Reproduce each of the lines word for word.
________________________
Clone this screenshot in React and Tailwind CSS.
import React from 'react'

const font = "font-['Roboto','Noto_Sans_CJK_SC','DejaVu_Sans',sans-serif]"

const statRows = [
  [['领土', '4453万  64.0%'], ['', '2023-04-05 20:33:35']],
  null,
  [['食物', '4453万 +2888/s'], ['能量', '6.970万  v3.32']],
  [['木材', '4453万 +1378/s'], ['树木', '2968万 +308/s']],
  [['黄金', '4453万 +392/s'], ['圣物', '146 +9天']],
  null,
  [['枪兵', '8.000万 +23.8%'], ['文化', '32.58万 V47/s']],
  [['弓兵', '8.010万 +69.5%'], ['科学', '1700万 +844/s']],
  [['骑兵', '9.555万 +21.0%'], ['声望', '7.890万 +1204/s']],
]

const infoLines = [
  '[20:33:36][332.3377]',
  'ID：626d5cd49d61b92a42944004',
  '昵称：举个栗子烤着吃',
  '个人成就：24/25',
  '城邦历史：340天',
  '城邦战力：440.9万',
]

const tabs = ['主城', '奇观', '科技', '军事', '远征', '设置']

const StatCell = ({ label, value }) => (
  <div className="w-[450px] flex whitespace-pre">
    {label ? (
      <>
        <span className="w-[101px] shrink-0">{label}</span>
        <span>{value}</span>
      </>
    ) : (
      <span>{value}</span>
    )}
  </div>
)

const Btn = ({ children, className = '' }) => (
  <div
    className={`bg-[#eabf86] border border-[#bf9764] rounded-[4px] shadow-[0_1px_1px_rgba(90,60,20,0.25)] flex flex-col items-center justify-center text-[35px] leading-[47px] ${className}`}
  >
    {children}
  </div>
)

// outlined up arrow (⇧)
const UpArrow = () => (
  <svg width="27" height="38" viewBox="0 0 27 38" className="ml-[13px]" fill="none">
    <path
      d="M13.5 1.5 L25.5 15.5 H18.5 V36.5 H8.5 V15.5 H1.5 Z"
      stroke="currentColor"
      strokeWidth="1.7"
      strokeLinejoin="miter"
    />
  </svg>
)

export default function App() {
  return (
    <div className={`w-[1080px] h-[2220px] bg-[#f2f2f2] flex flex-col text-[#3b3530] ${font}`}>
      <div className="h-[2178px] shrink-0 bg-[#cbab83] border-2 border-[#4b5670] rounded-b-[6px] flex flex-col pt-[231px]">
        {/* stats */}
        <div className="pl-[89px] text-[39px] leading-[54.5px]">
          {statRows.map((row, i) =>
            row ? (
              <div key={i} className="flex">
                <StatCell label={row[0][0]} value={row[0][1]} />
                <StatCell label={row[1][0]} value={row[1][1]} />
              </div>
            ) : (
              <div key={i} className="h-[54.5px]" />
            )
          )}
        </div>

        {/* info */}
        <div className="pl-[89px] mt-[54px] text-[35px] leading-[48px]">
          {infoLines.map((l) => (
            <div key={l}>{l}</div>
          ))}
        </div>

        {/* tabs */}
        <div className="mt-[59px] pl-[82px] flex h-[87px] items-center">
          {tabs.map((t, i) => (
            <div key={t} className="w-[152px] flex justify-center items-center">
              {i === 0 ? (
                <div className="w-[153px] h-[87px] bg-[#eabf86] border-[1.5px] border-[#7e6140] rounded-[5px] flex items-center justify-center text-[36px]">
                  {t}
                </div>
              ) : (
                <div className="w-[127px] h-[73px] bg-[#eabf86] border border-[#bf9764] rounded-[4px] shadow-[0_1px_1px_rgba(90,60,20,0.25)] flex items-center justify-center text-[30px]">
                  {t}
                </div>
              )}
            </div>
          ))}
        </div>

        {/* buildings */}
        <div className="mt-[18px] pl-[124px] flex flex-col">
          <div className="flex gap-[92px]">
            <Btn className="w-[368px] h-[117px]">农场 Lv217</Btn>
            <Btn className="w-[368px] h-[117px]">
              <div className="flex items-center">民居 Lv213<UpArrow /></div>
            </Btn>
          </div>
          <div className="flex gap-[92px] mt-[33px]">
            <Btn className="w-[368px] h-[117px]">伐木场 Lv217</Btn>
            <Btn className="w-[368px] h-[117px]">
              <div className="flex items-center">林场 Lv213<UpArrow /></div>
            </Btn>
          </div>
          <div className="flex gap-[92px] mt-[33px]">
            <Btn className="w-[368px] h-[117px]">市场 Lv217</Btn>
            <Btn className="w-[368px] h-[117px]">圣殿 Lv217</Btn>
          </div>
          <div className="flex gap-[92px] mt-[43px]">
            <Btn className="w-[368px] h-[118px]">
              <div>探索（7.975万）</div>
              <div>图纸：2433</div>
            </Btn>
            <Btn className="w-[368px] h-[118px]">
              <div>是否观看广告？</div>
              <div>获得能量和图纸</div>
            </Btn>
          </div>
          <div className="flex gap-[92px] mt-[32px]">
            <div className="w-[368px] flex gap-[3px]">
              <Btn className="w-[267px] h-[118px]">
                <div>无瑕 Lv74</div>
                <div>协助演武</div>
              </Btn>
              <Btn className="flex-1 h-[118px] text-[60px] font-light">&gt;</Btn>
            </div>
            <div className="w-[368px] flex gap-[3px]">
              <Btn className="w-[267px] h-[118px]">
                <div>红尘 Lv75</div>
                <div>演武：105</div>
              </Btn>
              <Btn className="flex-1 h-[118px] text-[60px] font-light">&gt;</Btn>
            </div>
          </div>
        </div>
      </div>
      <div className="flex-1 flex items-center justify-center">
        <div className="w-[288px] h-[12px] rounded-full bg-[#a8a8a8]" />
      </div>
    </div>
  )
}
________________________
[RESULT]
Clone this screenshot in React and Tailwind CSS.
import React from 'react'

const font = "font-['Roboto','Noto_Sans_CJK_SC','DejaVu_Sans',sans-serif]"

const statRows = [
  [['领土', '4453万  64.0%'], ['', '2023-04-05 20:33:35']],
  null,
  [['食物', '4453万 +2888/s'], ['能量', '6.970万  v3.32']],
  [['木材', '4453万 +1378/s'], ['树木', '2968万 +308/s']],
  [['黄金', '4453万 +392/s'], ['圣物', '146 +9天']],
  null,
  [['枪兵', '8.000万 +23.8%'], ['文化', '32.58万 V47/s']],
  [['弓兵', '8.010万 +69.5%'], ['科学', '1700万 +844/s']],
  [['骑兵', '9.555万 +21.0%'], ['声望', '7.890万 +1204/s']],
]

const infoLines = [
  '[20:33:36][332.3377]',
  'ID：626d5cd49d61b92a42944004',
  '昵称：举个栗子烤着吃',
  '个人成就：24/25',
  '城邦历史：340天',
  '城邦战力：440.9万',
]

const tabs = ['主城', '奇观', '科技', '军事', '远征', '设置']

const StatCell = ({ label, value }) => (
  <div className="w-[450px] flex whitespace-pre">
    {label ? (
      <>
        <span className="w-[101px] shrink-0">{label}</span>
        <span>{value}</span>
      </>
    ) : (
      <span>{value}</span>
    )}
  </div>
)

const Btn = ({ children, className = '' }) => (
  <div
    className={`bg-[#eabf86] border border-[#bf9764] rounded-[4px] shadow-[0_1px_1px_rgba(90,60,20,0.25)] flex flex-col items-center justify-center text-[35px] leading-[47px] ${className}`}
  >
    {children}
  </div>
)

// outlined up arrow (⇧)
const UpArrow = () => (
  <svg width="27" height="38" viewBox="0 0 27 38" className="ml-[13px]" fill="none">
    <path
      d="M13.5 1.5 L25.5 15.5 H18.5 V36.5 H8.5 V15.5 H1.5 Z"
      stroke="currentColor"
      strokeWidth="1.7"
      strokeLinejoin="miter"
    />
  </svg>
)

export default function App() {
  return (
    <div className={`w-[1080px] h-[2220px] bg-[#f2f2f2] flex flex-col text-[#3b3530] ${font}`}>
      <div className="h-[2178px] shrink-0 bg-[#cbab83] border-2 border-[#4b5670] rounded-b-[6px] flex flex-col pt-[231px]">
        {/* stats */}
        <div className="pl-[89px] text-[39px] leading-[54.5px]">
          {statRows.map((row, i) =>
            row ? (
              <div key={i} className="flex">
                <StatCell label={row[0][0]} value={row[0][1]} />
                <StatCell label={row[1][0]} value={row[1][1]} />
              </div>
            ) : (
              <div key={i} className="h-[54.5px]" />
            )
          )}
        </div>

        {/* info */}
        <div className="pl-[89px] mt-[54px] text-[35px] leading-[48px]">
          {infoLines.map((l) => (
            <div key={l}>{l}</div>
          ))}
        </div>

        {/* tabs */}
        <div className="mt-[59px] pl-[82px] flex h-[87px] items-center">
          {tabs.map((t, i) => (
            <div key={t} className="w-[152px] flex justify-center items-center">
              {i === 0 ? (
                <div className="w-[153px] h-[87px] bg-[#eabf86] border-[1.5px] border-[#7e6140] rounded-[5px] flex items-center justify-center text-[36px]">
                  {t}
                </div>
              ) : (
                <div className="w-[127px] h-[73px] bg-[#eabf86] border border-[#bf9764] rounded-[4px] shadow-[0_1px_1px_rgba(90,60,20,0.25)] flex items-center justify-center text-[30px]">
                  {t}
                </div>
              )}
            </div>
          ))}
        </div>

        {/* buildings */}
        <div className="mt-[18px] pl-[124px] flex flex-col">
          <div className="flex gap-[92px]">
            <Btn className="w-[368px] h-[117px]">农场 Lv217</Btn>
            <Btn className="w-[368px] h-[117px]">
              <div className="flex items-center">民居 Lv213<UpArrow /></div>
            </Btn>
          </div>
          <div className="flex gap-[92px] mt-[33px]">
            <Btn className="w-[368px] h-[117px]">伐木场 Lv217</Btn>
            <Btn className="w-[368px] h-[117px]">
              <div className="flex items-center">林场 Lv213<UpArrow /></div>
            </Btn>
          </div>
          <div className="flex gap-[92px] mt-[33px]">
            <Btn className="w-[368px] h-[117px]">市场 Lv217</Btn>
            <Btn className="w-[368px] h-[117px]">圣殿 Lv217</Btn>
          </div>
          <div className="flex gap-[92px] mt-[43px]">
            <Btn className="w-[368px] h-[118px]">
              <div>探索（7.975万）</div>
              <div>图纸：2433</div>
            </Btn>
            <Btn className="w-[368px] h-[118px]">
              <div>是否观看广告？</div>
              <div>获得能量和图纸</div>
            </Btn>
          </div>
          <div className="flex gap-[92px] mt-[32px]">
            <div className="w-[368px] flex gap-[3px]">
              <Btn className="w-[267px] h-[118px]">
                <div>无瑕 Lv74</div>
                <div>协助演武</div>
              </Btn>
              <Btn className="flex-1 h-[118px] text-[60px] font-light">&gt;</Btn>
            </div>
            <div className="w-[368px] flex gap-[3px]">
              <Btn className="w-[267px] h-[118px]">
                <div>红尘 Lv75</div>
                <div>演武：105</div>
              </Btn>
              <Btn className="flex-1 h-[118px] text-[60px] font-light">&gt;</Btn>
            </div>
          </div>
        </div>
      </div>
      <div className="flex-1 flex items-center justify-center">
        <div className="w-[288px] h-[12px] rounded-full bg-[#a8a8a8]" />
      </div>
    </div>
  )
}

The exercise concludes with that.